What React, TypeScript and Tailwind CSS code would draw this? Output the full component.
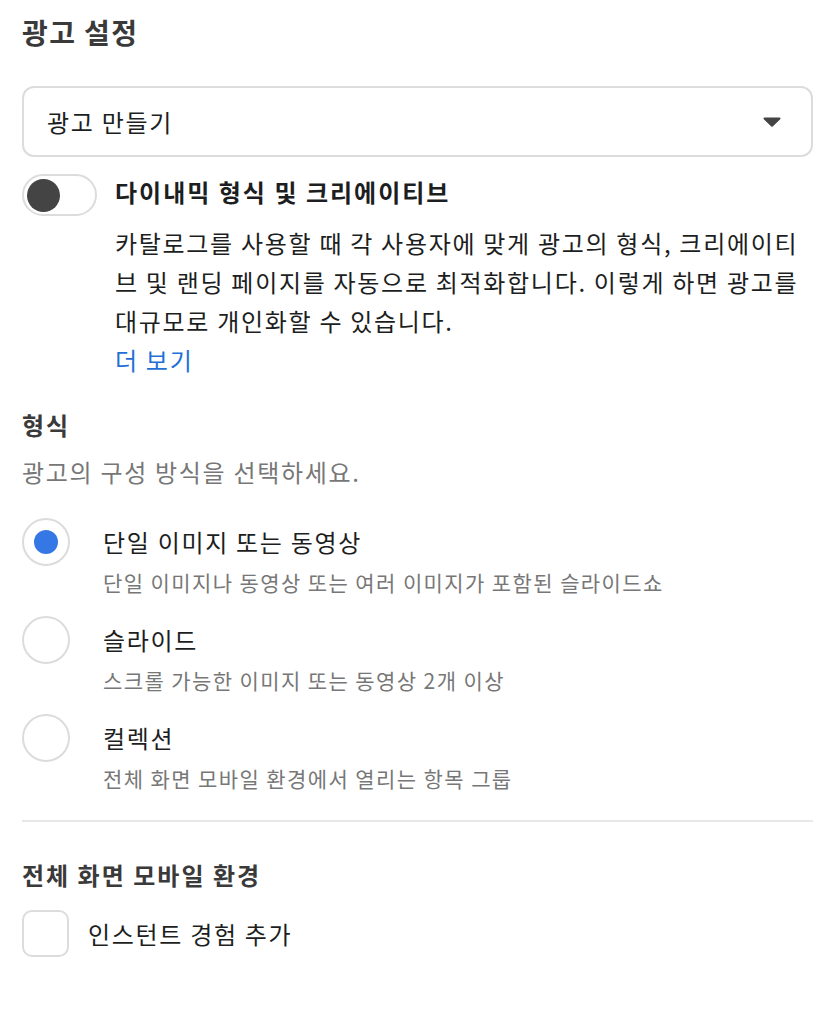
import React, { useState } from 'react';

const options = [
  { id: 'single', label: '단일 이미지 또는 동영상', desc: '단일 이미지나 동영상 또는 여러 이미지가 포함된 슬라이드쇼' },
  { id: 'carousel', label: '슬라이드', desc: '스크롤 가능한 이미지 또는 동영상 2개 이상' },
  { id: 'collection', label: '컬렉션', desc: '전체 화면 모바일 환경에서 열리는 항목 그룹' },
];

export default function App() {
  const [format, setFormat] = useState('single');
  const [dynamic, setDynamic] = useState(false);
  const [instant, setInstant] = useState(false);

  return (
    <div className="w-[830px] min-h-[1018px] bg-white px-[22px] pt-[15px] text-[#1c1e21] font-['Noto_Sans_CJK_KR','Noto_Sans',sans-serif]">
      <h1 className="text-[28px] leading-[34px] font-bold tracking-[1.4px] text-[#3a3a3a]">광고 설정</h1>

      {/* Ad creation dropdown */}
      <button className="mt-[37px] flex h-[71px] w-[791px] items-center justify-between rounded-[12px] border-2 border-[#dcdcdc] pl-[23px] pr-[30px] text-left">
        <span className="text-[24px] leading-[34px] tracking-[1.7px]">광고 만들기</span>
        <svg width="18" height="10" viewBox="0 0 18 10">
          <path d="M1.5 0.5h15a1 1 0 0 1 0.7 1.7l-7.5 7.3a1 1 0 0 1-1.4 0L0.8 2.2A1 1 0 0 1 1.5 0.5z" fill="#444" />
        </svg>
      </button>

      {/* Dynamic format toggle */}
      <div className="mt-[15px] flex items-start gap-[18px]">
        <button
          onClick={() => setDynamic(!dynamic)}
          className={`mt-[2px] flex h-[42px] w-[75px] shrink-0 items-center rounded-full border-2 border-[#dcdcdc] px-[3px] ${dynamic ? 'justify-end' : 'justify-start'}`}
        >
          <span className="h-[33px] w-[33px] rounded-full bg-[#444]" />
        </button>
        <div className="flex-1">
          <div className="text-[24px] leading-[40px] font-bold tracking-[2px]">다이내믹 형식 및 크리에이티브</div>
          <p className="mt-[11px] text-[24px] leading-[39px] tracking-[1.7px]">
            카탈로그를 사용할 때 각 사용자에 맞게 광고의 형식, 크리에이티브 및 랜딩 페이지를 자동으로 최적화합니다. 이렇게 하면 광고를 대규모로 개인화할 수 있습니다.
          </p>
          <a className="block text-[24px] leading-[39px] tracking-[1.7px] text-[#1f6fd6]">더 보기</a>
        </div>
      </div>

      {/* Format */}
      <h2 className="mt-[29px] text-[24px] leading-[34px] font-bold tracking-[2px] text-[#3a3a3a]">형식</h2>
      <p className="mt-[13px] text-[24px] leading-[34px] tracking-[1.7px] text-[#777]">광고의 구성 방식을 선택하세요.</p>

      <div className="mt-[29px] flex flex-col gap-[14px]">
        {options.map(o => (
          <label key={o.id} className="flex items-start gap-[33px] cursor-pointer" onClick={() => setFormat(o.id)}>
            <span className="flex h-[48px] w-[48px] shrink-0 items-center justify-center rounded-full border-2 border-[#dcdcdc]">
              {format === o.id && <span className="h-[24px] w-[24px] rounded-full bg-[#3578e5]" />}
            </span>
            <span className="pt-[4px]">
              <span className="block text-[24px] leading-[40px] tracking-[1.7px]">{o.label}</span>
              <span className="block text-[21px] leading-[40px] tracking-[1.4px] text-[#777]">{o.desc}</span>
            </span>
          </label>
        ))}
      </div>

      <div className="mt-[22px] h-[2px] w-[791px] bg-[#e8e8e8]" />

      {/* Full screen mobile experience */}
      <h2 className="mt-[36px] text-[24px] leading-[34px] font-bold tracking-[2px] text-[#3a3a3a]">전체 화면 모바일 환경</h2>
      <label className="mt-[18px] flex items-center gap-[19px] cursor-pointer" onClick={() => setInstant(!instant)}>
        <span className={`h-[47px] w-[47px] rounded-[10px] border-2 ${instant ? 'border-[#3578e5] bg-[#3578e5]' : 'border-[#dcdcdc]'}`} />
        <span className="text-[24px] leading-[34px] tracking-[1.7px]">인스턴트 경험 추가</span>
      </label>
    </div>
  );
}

════════

What needs to be done: Every line above should be returned word for word, with the pictures left behind.

Answer to the task:
What React, TypeScript and Tailwind CSS code would draw this? Output the full component.
import React, { useState } from 'react';

const options = [
  { id: 'single', label: '단일 이미지 또는 동영상', desc: '단일 이미지나 동영상 또는 여러 이미지가 포함된 슬라이드쇼' },
  { id: 'carousel', label: '슬라이드', desc: '스크롤 가능한 이미지 또는 동영상 2개 이상' },
  { id: 'collection', label: '컬렉션', desc: '전체 화면 모바일 환경에서 열리는 항목 그룹' },
];

export default function App() {
  const [format, setFormat] = useState('single');
  const [dynamic, setDynamic] = useState(false);
  const [instant, setInstant] = useState(false);

  return (
    <div className="w-[830px] min-h-[1018px] bg-white px-[22px] pt-[15px] text-[#1c1e21] font-['Noto_Sans_CJK_KR','Noto_Sans',sans-serif]">
      <h1 className="text-[28px] leading-[34px] font-bold tracking-[1.4px] text-[#3a3a3a]">광고 설정</h1>

      {/* Ad creation dropdown */}
      <button className="mt-[37px] flex h-[71px] w-[791px] items-center justify-between rounded-[12px] border-2 border-[#dcdcdc] pl-[23px] pr-[30px] text-left">
        <span className="text-[24px] leading-[34px] tracking-[1.7px]">광고 만들기</span>
        <svg width="18" height="10" viewBox="0 0 18 10">
          <path d="M1.5 0.5h15a1 1 0 0 1 0.7 1.7l-7.5 7.3a1 1 0 0 1-1.4 0L0.8 2.2A1 1 0 0 1 1.5 0.5z" fill="#444" />
        </svg>
      </button>

      {/* Dynamic format toggle */}
      <div className="mt-[15px] flex items-start gap-[18px]">
        <button
          onClick={() => setDynamic(!dynamic)}
          className={`mt-[2px] flex h-[42px] w-[75px] shrink-0 items-center rounded-full border-2 border-[#dcdcdc] px-[3px] ${dynamic ? 'justify-end' : 'justify-start'}`}
        >
          <span className="h-[33px] w-[33px] rounded-full bg-[#444]" />
        </button>
        <div className="flex-1">
          <div className="text-[24px] leading-[40px] font-bold tracking-[2px]">다이내믹 형식 및 크리에이티브</div>
          <p className="mt-[11px] text-[24px] leading-[39px] tracking-[1.7px]">
            카탈로그를 사용할 때 각 사용자에 맞게 광고의 형식, 크리에이티브 및 랜딩 페이지를 자동으로 최적화합니다. 이렇게 하면 광고를 대규모로 개인화할 수 있습니다.
          </p>
          <a className="block text-[24px] leading-[39px] tracking-[1.7px] text-[#1f6fd6]">더 보기</a>
        </div>
      </div>

      {/* Format */}
      <h2 className="mt-[29px] text-[24px] leading-[34px] font-bold tracking-[2px] text-[#3a3a3a]">형식</h2>
      <p className="mt-[13px] text-[24px] leading-[34px] tracking-[1.7px] text-[#777]">광고의 구성 방식을 선택하세요.</p>

      <div className="mt-[29px] flex flex-col gap-[14px]">
        {options.map(o => (
          <label key={o.id} className="flex items-start gap-[33px] cursor-pointer" onClick={() => setFormat(o.id)}>
            <span className="flex h-[48px] w-[48px] shrink-0 items-center justify-center rounded-full border-2 border-[#dcdcdc]">
              {format === o.id && <span className="h-[24px] w-[24px] rounded-full bg-[#3578e5]" />}
            </span>
            <span className="pt-[4px]">
              <span className="block text-[24px] leading-[40px] tracking-[1.7px]">{o.label}</span>
              <span className="block text-[21px] leading-[40px] tracking-[1.4px] text-[#777]">{o.desc}</span>
            </span>
          </label>
        ))}
      </div>

      <div className="mt-[22px] h-[2px] w-[791px] bg-[#e8e8e8]" />

      {/* Full screen mobile experience */}
      <h2 className="mt-[36px] text-[24px] leading-[34px] font-bold tracking-[2px] text-[#3a3a3a]">전체 화면 모바일 환경</h2>
      <label className="mt-[18px] flex items-center gap-[19px] cursor-pointer" onClick={() => setInstant(!instant)}>
        <span className={`h-[47px] w-[47px] rounded-[10px] border-2 ${instant ? 'border-[#3578e5] bg-[#3578e5]' : 'border-[#dcdcdc]'}`} />
        <span className="text-[24px] leading-[34px] tracking-[1.7px]">인스턴트 경험 추가</span>
      </label>
    </div>
  );
}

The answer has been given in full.